Re: Tolkien's elfish script (was: Re: demuan identifiers
From: | Boudewijn Rempt <bsarempt@...> |
Date: | Saturday, September 4, 1999, 20:06 |
On Wed, 1 Sep 1999, BP Jonsson wrote:
>
> WRT Abjad scripts: I know of at least four more still in use beside Arabic
> and Hebrew, namely Syriac (two versions there), Samaritan, Mandaean and
> Pitman's shorthand(!) I don't know if Tifinagh is Abjad or alphabetic, nor
> if it is still in use, but being derived from Carthaginian Phoenician it is
> at least an Abjad candidate (altho late Carthaginian Phoenician wasn't
A few years ago Berber immigrants in the Netherlands put out a diary
in Tifinagh - so it's still in use, even though it is actively discouraged
in Morocco, and, I believe, Tunesia.
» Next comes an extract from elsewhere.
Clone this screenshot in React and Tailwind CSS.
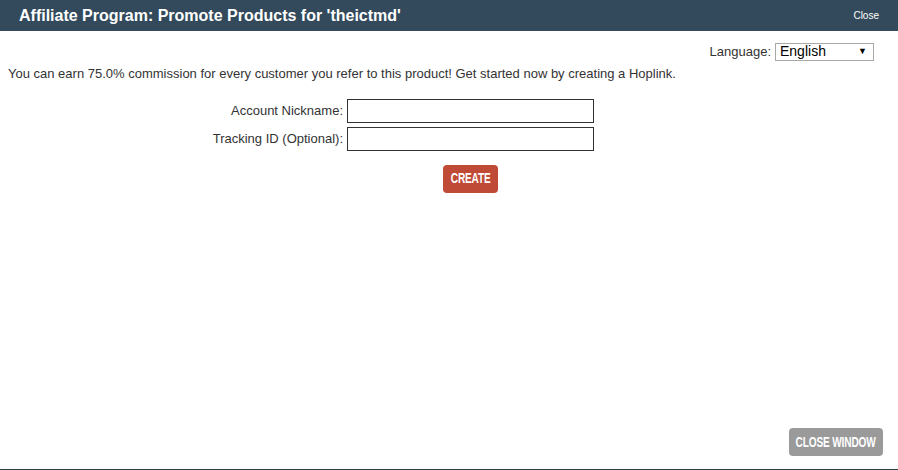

I'm sure Daniels has a section on it
(fx - walking upstairs to get the tome, yes, he has. 112-116). He spells
it Tifinigh, It is related to southern Semitic, probably Punic. The
present-day Tuareg use it 'for playful purposes, for love letters,
family notes and domestic ornamentation' (115). The prefix ti- is a
feminine marker, while finigh is derived of the 'Punicus', Phoenician.
No doubt my copy of the diary will surface when we move house.